PAGADIAN CITY, Philippines - A Canadian firm has formally apologized to the Subanen tribe of Zamboanga del Norte for desecrating a mountain they consider sacred.

On May 17, representatives of TVI Resources Development (Philippines), Inc. attended a cleansing ritual, the Bintungan nog gasip bu doladjat, in Canatuan village of Siocon town.

The rites were overseen by the tribe’s Gukom sog Pito ko Dolungan (Council of the Seven Rivers), the traditional authority governing seven indigenous territories in the southwestern tip of Zamboanga del Norte that are naturally delineated by rivers.

“It’s an atonement for our sins,” said Joel Alasco, community relations manager of TVIRD who represented the company at the rites held within the compound of Pigbogololan nog Subanon so Canatuan, the tribe’s government.

TVIRD operates a gold, silver and copper-zinc mining project in Siocon town that completely obliterated Mt. Canatuan.

In 2007, the tribe held a “sorrow ritual” dubbed G'longosan sog koguba' nog Konotuan (Tears for the Destruction of Canatuan) to mourn its destruction by TVIRD’s open-pit mining activities.

Alasco’s presence inside the tribe’s government center was also symbolic of the firm’s recognition of the authority of Timuay Jose Anoy, a descendant of Apo Manglang.

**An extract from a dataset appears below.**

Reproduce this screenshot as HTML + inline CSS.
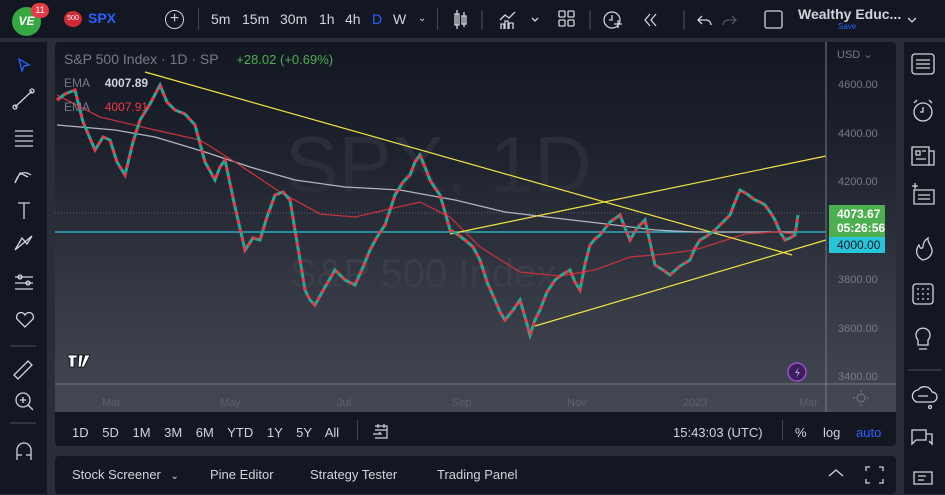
<!DOCTYPE html>
<html><head><meta charset="utf-8"><style>
*{margin:0;padding:0;box-sizing:border-box}
body{width:945px;height:494px;overflow:hidden;background:#2a2e39;font-family:"Liberation Sans",sans-serif;position:relative;color:#d1d4dc}
.abs{position:absolute}
.top{left:0;top:0;width:945px;height:38px;background:#131722}
.tb{font-size:14px;color:#d1d4dc;top:11px}
.left{left:0;top:42px;width:47px;height:452px;background:#131722}
.right{left:904px;top:42px;width:41px;height:452px;background:#131722}
.chart{left:55px;top:42px;width:841px;height:370px;border-radius:4px 4px 0 0;overflow:hidden;background:linear-gradient(#131722 0%,#1e222d 30%,#363a45 70%,#454852 100%)}
.bar1{left:55px;top:412px;width:841px;height:34px;background:#131722;border-radius:0 0 4px 4px}
.bar2{left:55px;top:456px;width:841px;height:38px;background:#131722;border-radius:4px}
.s{font-size:13px;color:#d1d4dc}
.pl{font-size:11px;color:#787b86;left:838px}
</style></head><body>
<div class="abs top"></div>
<div class="abs" style="left:12px;top:7px;width:29px;height:29px;border-radius:50%;background:#35a844;color:#fff;font-weight:bold;font-size:12px;text-align:center;line-height:29px;font-style:italic">VE</div>
<div class="abs" style="left:31px;top:3px;width:18px;height:15px;border-radius:8px;background:#e53945;color:#fff;font-size:9px;text-align:center;line-height:15px">11</div>
<div class="abs" style="left:64px;top:11px;width:18px;height:16px;border-radius:50%;background:#d02a35;color:#fff;font-size:7px;text-align:center;line-height:16px">500</div>
<div class="abs" style="left:88px;top:10px;font-weight:bold;font-size:14px;color:#2962ff">SPX</div>
<div class="abs" style="left:165px;top:10px;width:19px;height:19px;border:1.5px solid #d1d4dc;border-radius:50%;text-align:center;line-height:15px;font-size:16px">+</div>
<div class="abs" style="left:198px;top:8px;width:1px;height:22px;background:#434651"></div>
<div class="abs tb" style="left:211px">5m</div><div class="abs tb" style="left:242px">15m</div><div class="abs tb" style="left:280px">30m</div><div class="abs tb" style="left:319px">1h</div><div class="abs tb" style="left:345px">4h</div><div class="abs tb" style="left:372px;color:#2962ff">D</div><div class="abs tb" style="left:393px">W</div><div class="abs tb" style="left:418px;font-size:10px;top:13px">⌄</div>
<div class="abs" style="left:437px;top:8px;width:1px;height:22px;background:#434651"></div>
<svg class="abs" style="left:450px;top:8px" width="480" height="24" fill="none" stroke="#d1d4dc" stroke-width="1.3">
<rect x="5" y="6" width="4" height="11"/><line x1="7" y1="2" x2="7" y2="21"/><rect x="12" y="8" width="4" height="8"/><line x1="14" y1="4" x2="14" y2="19"/>
<line x1="32" y1="2" x2="32" y2="22" stroke="#434651"/>
<path d="M50 12l5-5 4 3 6-6M51 21v-5h3v5M55 21v-8h3v8M59 21v-6h4v6"/><path d="M82 10l3 3 3-3" />
<rect x="109" y="3" width="6" height="6" rx="1"/><rect x="118" y="3" width="6" height="6" rx="1"/><rect x="109" y="12" width="6" height="6" rx="1"/><rect x="118" y="12" width="6" height="6" rx="1"/>
<line x1="140" y1="2" x2="140" y2="22" stroke="#434651"/>
<circle cx="162" cy="12" r="8"/><path d="M162 7v5h-3M164 16h8M168 12v8"/>
<path d="M200 6l-5 6 5 6M206 6l-5 6 5 6"/>
<line x1="234" y1="2" x2="234" y2="22" stroke="#434651"/>
<path d="M252 8l-4 4 4 4M248 12h8a5 5 0 0 1 5 5"/><path d="M282 8l4 4-4 4M286 12h-8a5 5 0 0 0-5 5" stroke="#50535e"/>
<rect x="315" y="3" width="17" height="17" rx="2"/>
<path d="M458 10l4 4 4-4"/>
</svg>
<div class="abs" style="left:798px;top:6px;font-weight:bold;font-size:14px;color:#d1d4dc">Wealthy Educ...</div>
<div class="abs" style="left:838px;top:22px;font-size:8px;color:#2962ff">Save</div>

<div class="abs left"></div>
<svg class="abs" style="left:10px;top:55px" width="30" height="440" fill="none" stroke="#d1d4dc" stroke-width="1.3">
<path d="M9 4l10 6-5 1-2 5z" stroke="#2962ff"/>
<path d="M5 52L22 36"/><circle cx="5" cy="52" r="2"/><circle cx="22" cy="36" r="2"/>
<path d="M5 76h18M5 81h18M5 86h18M5 91h18"/>
<path d="M5 128c4-12 10-12 16-8M5 128l5-10 8 4"/>
<path d="M8 148h12M14 148v16"/>
<path d="M5 195l7-12 5 6 5-8M5 195l17-14"/>
<path d="M5 222h18M5 228h18M5 234h18"/><circle cx="10" cy="222" r="2"/><circle cx="18" cy="228" r="2"/>
<path d="M15 272l-8-8a4 4 0 0 1 8-4 4 4 0 0 1 8 4z"/>
<line x1="-2" y1="291" x2="26" y2="291" stroke="#434651"/>
<path d="M4 320l14-14 4 4-14 14z"/>
<circle cx="13" cy="345" r="7"/><path d="M18 350l5 5M13 342v6M10 345h6"/>
<line x1="-2" y1="368" x2="26" y2="368" stroke="#434651"/>
<path d="M7 405v-10a7 7 0 0 1 14 0v10M7 400h5M16 400h5"/>
</svg>

<div class="abs chart">
<svg width="841" height="370" style="position:absolute;left:0;top:0">
<text x="230" y="150" font-size="80" fill="#2a2e39" font-family="Liberation Sans">SPX, 1D</text>
<text x="235" y="245" font-size="40" fill="#3a3e49" font-family="Liberation Sans">S&amp;P 500 Index</text>
<line x1="0" y1="171" x2="771" y2="171" stroke="#5d606b" stroke-dasharray="1 2"/>
<line x1="0" y1="190" x2="771" y2="190" stroke="#26c6da" stroke-width="1.2"/>
<polyline fill="none" stroke="#b2b5be" stroke-width="1.3" points="2,83 60,88 100,95 150,110 195,125 240,138 290,145 345,148 400,158 450,170 500,176 560,183 600,188 640,190 690,190 740,190"/>
<polyline fill="none" stroke="#c2323d" stroke-width="1.3" points="2,53 45,75 100,88 145,98 180,120 225,150 265,172 300,175 330,168 365,160 395,175 425,205 465,230 505,234 540,228 575,215 610,212 640,208 665,200 690,192 720,190 740,192"/>
<g stroke="#f0e442" stroke-width="1.2"><line x1="90" y1="30" x2="737" y2="213"/><line x1="395" y1="192" x2="771" y2="114"/><line x1="480" y1="284" x2="771" y2="198"/></g>
<polyline fill="none" stroke="#22ab94" stroke-width="3" points="2,58 10,52 20,48 28,80 40,108 48,95 55,98 62,120 70,133 78,100 85,78 95,62 105,43 112,60 120,68 130,72 140,83 150,120 160,138 165,125 170,118 180,165 190,208 198,196 205,198 212,175 220,153 228,150 235,158 242,200 250,248 255,258 260,263 270,245 280,228 290,238 300,243 308,225 315,208 322,195 330,183 336,165 340,153 348,140 355,133 360,120 365,113 370,125 375,138 380,146 385,153 390,170 395,188 402,192 410,198 418,205 425,218 432,240 440,258 445,270 450,278 458,268 465,258 470,275 475,293 480,278 485,268 492,250 500,238 508,232 515,228 520,240 525,248 530,222 535,203 540,197 545,193 555,180 565,173 570,186 575,198 582,186 590,178 595,200 600,223 608,228 615,233 625,224 635,218 640,206 645,198 652,194 660,188 668,180 675,173 680,160 685,148 692,152 700,158 705,160 710,163 715,170 720,178 725,190 730,198 735,196 740,193 742,180 743,173"/>
<polyline fill="none" stroke="#f23645" stroke-width="3" stroke-dasharray="4 5" points="2,58 10,52 20,48 28,80 40,108 48,95 55,98 62,120 70,133 78,100 85,78 95,62 105,43 112,60 120,68 130,72 140,83 150,120 160,138 165,125 170,118 180,165 190,208 198,196 205,198 212,175 220,153 228,150 235,158 242,200 250,248 255,258 260,263 270,245 280,228 290,238 300,243 308,225 315,208 322,195 330,183 336,165 340,153 348,140 355,133 360,120 365,113 370,125 375,138 380,146 385,153 390,170 395,188 402,192 410,198 418,205 425,218 432,240 440,258 445,270 450,278 458,268 465,258 470,275 475,293 480,278 485,268 492,250 500,238 508,232 515,228 520,240 525,248 530,222 535,203 540,197 545,193 555,180 565,173 570,186 575,198 582,186 590,178 595,200 600,223 608,228 615,233 625,224 635,218 640,206 645,198 652,194 660,188 668,180 675,173 680,160 685,148 692,152 700,158 705,160 710,163 715,170 720,178 725,190 730,198 735,196 740,193 742,180 743,173"/>
<line x1="0" y1="342" x2="841" y2="342" stroke="#787b86"/>
<line x1="771" y1="0" x2="771" y2="370" stroke="#787b86"/>
<path d="M13 313h9v3h-3v9h-4v-9h-2zM24 313h4l-2 12h-3zM30 313h5l-6 12h-3z" fill="#fff" stroke="#000" stroke-width="0.8"/>
<circle cx="742" cy="330" r="9" fill="#3b1f5c" stroke="#9c4fd6" stroke-width="1.5"/><path d="M744 325l-4 6h3l-2 5 4-6h-3z" fill="#c98ff5"/>
<circle cx="806" cy="356" r="4" fill="none" stroke="#787b86"/>
<g stroke="#787b86"><line x1="806" y1="348" x2="806" y2="350"/><line x1="806" y1="362" x2="806" y2="364"/><line x1="798" y1="356" x2="800" y2="356"/><line x1="812" y1="356" x2="814" y2="356"/></g>
</svg>
<div class="abs" style="left:9px;top:9px;font-size:14px;color:#787b86">S&amp;P 500 Index · 1D · SP <span style="color:#4caf50;font-size:13px;margin-left:14px">+28.02 (+0.69%)</span></div>
<div class="abs" style="left:9px;top:34px;font-size:12px;color:#787b86">EMA <b style="color:#d1d4dc;margin-left:12px">4007.89</b></div>
<div class="abs" style="left:9px;top:58px;font-size:12px;color:#787b86">EMA <b style="color:#f23645;margin-left:12px;font-weight:normal">4007.91</b></div>
<div class="abs" style="left:782px;top:6px;font-size:11px;color:#787b86">USD ⌄</div>
<div class="abs" style="left:31px;top:355px;font-size:11px;color:#5d606b;width:760px">
<span class="abs" style="left:16px">Mar</span><span class="abs" style="left:134px">May</span><span class="abs" style="left:251px">Jul</span><span class="abs" style="left:366px">Sep</span><span class="abs" style="left:481px">Nov</span><span class="abs" style="left:597px">2023</span><span class="abs" style="left:713px">Mar</span></div>
</div>
<div class="abs pl" style="top:79px">4600.00</div>
<div class="abs pl" style="top:128px">4400.00</div>
<div class="abs pl" style="top:176px">4200.00</div>
<div class="abs pl" style="top:274px">3800.00</div>
<div class="abs pl" style="top:323px">3600.00</div>
<div class="abs pl" style="top:371px">3400.00</div>
<div class="abs" style="left:829px;top:205px;width:56px;height:32px;background:#4caf50;color:#fff;font-size:12px;font-weight:bold;padding:2px 0 0 8px;line-height:14px">4073.67<br>05:26:56</div>
<div class="abs" style="left:829px;top:237px;width:56px;height:16px;background:#26c6da;color:#131722;font-size:12px;padding-left:8px;line-height:16px">4000.00</div>

<div class="abs bar1"></div>
<div class="abs s" style="left:72px;top:425px;word-spacing:10px">1D 5D 1M 3M 6M YTD 1Y 5Y All</div>
<div class="abs" style="left:357px;top:420px;width:1px;height:20px;background:#434651"></div>
<svg class="abs" style="left:372px;top:423px" width="18" height="18" fill="none" stroke="#d1d4dc" stroke-width="1.2"><path d="M3 3h12v12H3M3 7h12M6 1v4M12 1v4M1 11h8l-2-2"/></svg>
<div class="abs s" style="left:673px;top:425px">15:43:03 (UTC)</div>
<div class="abs" style="left:782px;top:420px;width:1px;height:20px;background:#434651"></div>
<div class="abs s" style="left:795px;top:425px">%</div>
<div class="abs s" style="left:823px;top:425px">log</div>
<div class="abs s" style="left:856px;top:425px;color:#2962ff">auto</div>

<div class="abs bar2"></div>
<div class="abs s" style="left:72px;top:467px">Stock Screener <span style="font-size:10px;margin-left:6px">⌄</span></div>
<div class="abs s" style="left:210px;top:467px">Pine Editor</div>
<div class="abs s" style="left:310px;top:467px">Strategy Tester</div>
<div class="abs s" style="left:437px;top:467px">Trading Panel</div>
<svg class="abs" style="left:826px;top:462px" width="60" height="24" fill="none" stroke="#d1d4dc" stroke-width="1.3"><path d="M3 14l7-6 7 6"/><path d="M40 9V5h4M53 5h4v4M57 17v4h-4M44 21h-4v-4"/></svg>

<div class="abs right"></div>
<svg class="abs" style="left:908px;top:50px" width="34" height="444" fill="none" stroke="#d1d4dc" stroke-width="1.3">
<rect x="4" y="4" width="22" height="20" rx="3"/><path d="M8 10h14M8 14h14M8 18h14"/>
<circle cx="15" cy="62" r="9"/><path d="M15 57v5h-3M6 53l3-3M24 53l-3-3"/>
<path d="M4 97h17v18H4zM21 101h5v14H4M8 101h4v4H8zM14 101h4M8 109h10"/>
<path d="M6 140h20v14H6zM10 145h12M10 149h12M4 136h6M7 133v6"/>
<path d="M15 210c-7-3-8-10-4-15 1 4 3 4 4 2 0-4 2-7 5-9-1 5 5 8 4 14-1 4-4 7-9 8z"/>
<rect x="5" y="234" width="20" height="20" rx="3"/><path d="M9 239h2M14 239h2M19 239h2M9 244h2M14 244h2M19 244h2M9 249h2M14 249h2M19 249h2"/>
<path d="M10 290a7 7 0 1 1 10 0v5h-10zM11 299h8"/>
<line x1="0" y1="320" x2="34" y2="320" stroke="#434651"/>
<path d="M6 350a6 6 0 0 1 4-10 8 8 0 0 1 14 2 5 5 0 0 1 0 10H8zM10 346h10"/><circle cx="22" cy="357" r="1.5"/>
<path d="M4 390v-10h14v10h-10l-4 4zM18 384h6v10l-3-3"/>
<path d="M6 422h18v12H6zM10 426h8M10 430h6"/>
</svg>
</body></html>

Anoy, in behalf of the descendants of Apo Manglang, holds a Certificate of Ancestral Domain Title (CADT) over some 8,100 hectares, which includes the 508-hectare Canatuan mining tenement of TVIRD.

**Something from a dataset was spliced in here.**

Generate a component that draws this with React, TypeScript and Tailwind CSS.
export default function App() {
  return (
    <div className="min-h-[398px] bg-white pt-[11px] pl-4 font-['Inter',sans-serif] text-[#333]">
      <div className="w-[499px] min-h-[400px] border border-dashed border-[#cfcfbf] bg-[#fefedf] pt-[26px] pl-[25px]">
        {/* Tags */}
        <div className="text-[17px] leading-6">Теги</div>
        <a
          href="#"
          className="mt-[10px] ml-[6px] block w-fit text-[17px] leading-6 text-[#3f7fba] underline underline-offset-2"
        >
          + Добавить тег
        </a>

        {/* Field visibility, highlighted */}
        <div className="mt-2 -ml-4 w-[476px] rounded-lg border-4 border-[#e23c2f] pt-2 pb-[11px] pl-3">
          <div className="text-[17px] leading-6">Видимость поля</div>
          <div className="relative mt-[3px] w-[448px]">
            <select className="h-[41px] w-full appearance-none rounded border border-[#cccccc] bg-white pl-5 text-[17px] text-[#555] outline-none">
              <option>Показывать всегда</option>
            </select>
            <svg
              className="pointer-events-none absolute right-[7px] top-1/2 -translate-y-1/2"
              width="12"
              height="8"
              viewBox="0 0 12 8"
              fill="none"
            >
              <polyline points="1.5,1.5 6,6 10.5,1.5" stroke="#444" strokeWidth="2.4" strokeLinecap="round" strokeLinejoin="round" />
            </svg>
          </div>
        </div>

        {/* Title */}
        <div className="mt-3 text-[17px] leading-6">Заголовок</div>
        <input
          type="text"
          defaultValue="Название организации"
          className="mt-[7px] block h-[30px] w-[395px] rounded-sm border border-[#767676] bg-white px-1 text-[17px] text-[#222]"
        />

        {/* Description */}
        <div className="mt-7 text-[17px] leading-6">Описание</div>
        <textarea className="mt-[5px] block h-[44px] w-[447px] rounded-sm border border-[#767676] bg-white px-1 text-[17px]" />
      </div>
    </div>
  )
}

TVIRD holds a Mineral Production and Sharing Agreement (MPSA) with the national government, which has ultimate ownership over all mineral deposits of the country.

But the CADT entitles the Subanen tribe to govern their ancestral domain, and to a share of the income from mining.

When it started extracting minerals in Canatuan in 2004, TVIRD refused to recognize the authority of Anoy who, backed by Catholic bishops in the Zamboanga Peninsula, led his in opposing the mining firm’s activities in the area.

Chief Elder Noval Lambo of the Council of Seven Rivers said the ritual undergone by TVIRD is for “spiritual cleansing.”

On the part of TVIRD, Lambo added, it was an “act of offering reconciliation to the people of Canatuan and our ancestors after they admitted the violations of Subanon customs and traditions that resulted to destruction (of) the ancestral domain and chaos (in) the community.”

In December 2007, the Council of the Seven Rivers imposed upon TVIRD a Kosolaan (penalty) consisting of a fine of 12 rolls of cotton cloth per cubic unit of land destroyed by TVIRD’s mining activities. One roll is estimated to cost P1,200.

The “unit of land” upon which the fine is based is to be measured using the length of the stretched arms of Anoy, approximately 1.5 meters.

This means P14,400 for every 3.4 cubic meters of land destroyed by TVIRD.